14 People Reveal How Their Relationship Standards Have Changed Since Graduation
I am literally nothing like the person I was when I graduated college and I'm pretty sure that's a good thing. I mean, that's part of the human experience, right? We are all supposed to be constantly evolving into new and improved versions of ourselves. And that means even our romantic tastes get more refined with age. In fact, in a recent Reddit AskWomen thread, these ladies shared how standards for relationships have changed since they graduated.
Actions start speaking louder than words.
I judge who they are based on their actual actions, not "their potential", or what "they really felt/meant/said" or that "they have a good heart/mean well/are misunderstood". I also don't expect them to change. What you see is what you get. I'm far less tolerant of red flags and have a list of absolute deal-breakers a mile long. There's no point in surrounding myself with people who don't meet my standards as good people.
Compatibility starts to outweigh common interests.
Honestly back then a soulmate was someone who ALSO loved The Smiths or whatever obscure movie.
Now it’s temperament and compatibility. Do we fit together, instead of do we like the same pop culture.
Sexual compatibility over Sex Pistols.
Kindness starts to outweigh intellect.
For many years I only cared if they were smart. Now they have to be nice too. Kindness comes first.
Having kids isn't a deal-breaker anymore.
I pointed this one out to a friend recently: when I was in high school or undergrad, I would never date a man with kids.
At that age, most of the guys I met who had kids already were sort of your stereotypical deadbeat teen dad who got a girl pregnant by engaging in risky sexual practices and barely saw the kid - and they used "I barely even see my kid!" as a selling point when asking me out.
But by the time I was 25+ I was realizing that most of the dads in my age range now were guys who had been married or in a serious long-term relationship, chose to have a kid, and were involved in the child's life.
Being employed is a requirement.
I expect the dudes I date to have a job now. That’s the biggest one.
Being picky isn't such a bad thing anymore.
they've gotten higher. i used to give anyone a chance, even people i wasn't attracted to, and this only attracted people who used that to their advantage. it was only when i started being discriminating that i met better quality people who returned my feelings and treated me with respect.
Being reliable becomes more important than being rebellious.
I have no interest or patience for the Bad Boy™ type anymore.
A person who shows me they can hold down a job and be reliable is immediately more attractive to me. I have a friend who's partner never held down a job in his life (a serial quitter) and I don't know how she copes with the stress.
Also someone who lives within their means; I really don't care about your fancy car if you can't afford it.
Depth and confidence start to outweigh more superficial qualities.
I think who you're attracted to can be a mirror of things you value. As for me:
High school: Please be cute. (But don't actually flirt with me because I'll most certainly not get it.)
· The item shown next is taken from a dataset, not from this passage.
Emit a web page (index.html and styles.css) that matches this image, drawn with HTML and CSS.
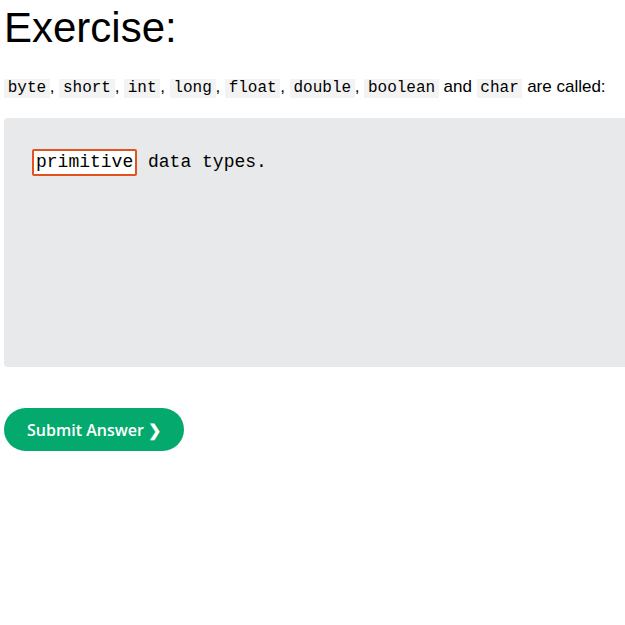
FILE: index.html
```html
<!DOCTYPE html>
<html>
<head>
<meta charset="utf-8">
<link rel="stylesheet" href="styles.css">
</head>
<body>
<div class="page">
  <h1 class="title">Exercise:</h1>
  <p class="question"><code class="kw">byte</code>, <code class="kw">short</code>, <code class="kw">int</code>, <code class="kw">long</code>, <code class="kw">float</code>, <code class="kw">double</code>, <code class="kw">boolean</code> and <code class="kw">char</code> are called:</p>
  <div class="codebox">
    <div class="codeline"><span class="answer">primitive</span> data types.</div>
  </div>
  <button class="submit">Submit Answer ❯</button>
</div>
</body>
</html>
```
FILE: styles.css
```css
html, body {
  margin: 0;
  padding: 0;
  background: #fff;
}
.page {
  padding: 0 4px;
  width: 640px;
  font-family: "Liberation Sans", Arial, sans-serif;
  color: #000;
}
.title {
  margin: 0;
  padding-top: 3px;
  font-size: 42px;
  font-weight: normal;
  line-height: 50px;
}
.question {
  margin: 24px 0 0;
  font-size: 17px;
  line-height: 20px;
}
.kw {
  font-family: "Liberation Mono", "Courier New", monospace;
  font-size: 16px;
  line-height: 19px;
  display: inline-block;
  background: #f3f3f3;
  padding: 0 3.7px;
}
.codebox {
  margin-top: 20px;
  background: #e7e9eb;
  border-radius: 4px;
  height: 249px;
  box-sizing: border-box;
  padding: 31px 28px;
  font-family: "Liberation Mono", "Courier New", monospace;
  font-size: 18px;
}
.codeline {
  line-height: 27px;
}
.answer {
  display: inline-block;
  background: #fff;
  border: 2px solid #e0531f;
  border-radius: 2px;
  padding: 0 2px;
  line-height: 23px;
}
.submit {
  margin-top: 41px;
  height: 43px;
  width: 180px;
  border: none;
  border-radius: 22px;
  background: #04aa6d;
  color: #fff;
  font-family: "Open Sans", sans-serif;
  font-weight: 600;
  font-size: 16px;
  padding: 0;
  display: block;
}
```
College: Smart, witty, seemingly confident women (who sometimes are actually pretty clingy and easily hurt - hey me!)
Now: Someone who can hold a discussion, is progressive, wants us to pursue each other from the beginning. Being able to talk about sex without it meaning you want to bone from the first minute. Endearing eccentricities are a plus. An oddball with a weird sense of humour would be nice. Or in other words...this really close friend who might or might not be flirting with me lately. Maybe we're just both too chicken to say anything.
Sexual preferences can more openly be explored.
They now include women
Settling for a spark becomes difficult once you've experienced fireworks.
Chemistry and looks (in the "am I physically attracted to you" sense) are more important to me now than when I started college. I had a couple relationships with guys that were not bad, but just kind of flat because we didn't really mesh that well. Then I had a relationship where we basically had fireworks instead of a spark, so I added that to my standards because turns out otherwise we're better off as friends.
At a certain point, just simply wanting you stops cutting it.
I used to want any guy who wanted me. Now I look for a man who respects me, has a stable life (job, own place, etc.), respects the people around him. In high school I was awkward and the only guys who talked to me would do it in secret. Now many men try to talk to me and if I didn't have standards I'd be screwed.
People who are selfish in bed are selfish in life.
I don't tolerate men who think sex is over as soon as they orgasm, regardless if I have or not. We're doing this together, act like you give a damn about me too at least.
Goth guys are replaced by nice guys.
I used to pretty much be attracted to goth guys until I dated one who was a total nice guy. Now I like nerdy and smart men.
Sensitivity starts to be more important than a sense of adventure.
I wanted to go on adventures! Experience life! Make mistakes! Live and learn! Now I have slowed down, I appreciate a man I can get along with. I love a guy who is sensitive to my needs... I can see past first impressions and looks. I can see pos from a mile away
Now, you may have just read these and found that your standards don't align at all with those of the ladies mentioned above. You know what? That's OK. We all have ever-changing romantic standards that are unique to us. What matters to you may not matter to someone else and, if you ask me, that's what makes love beautiful.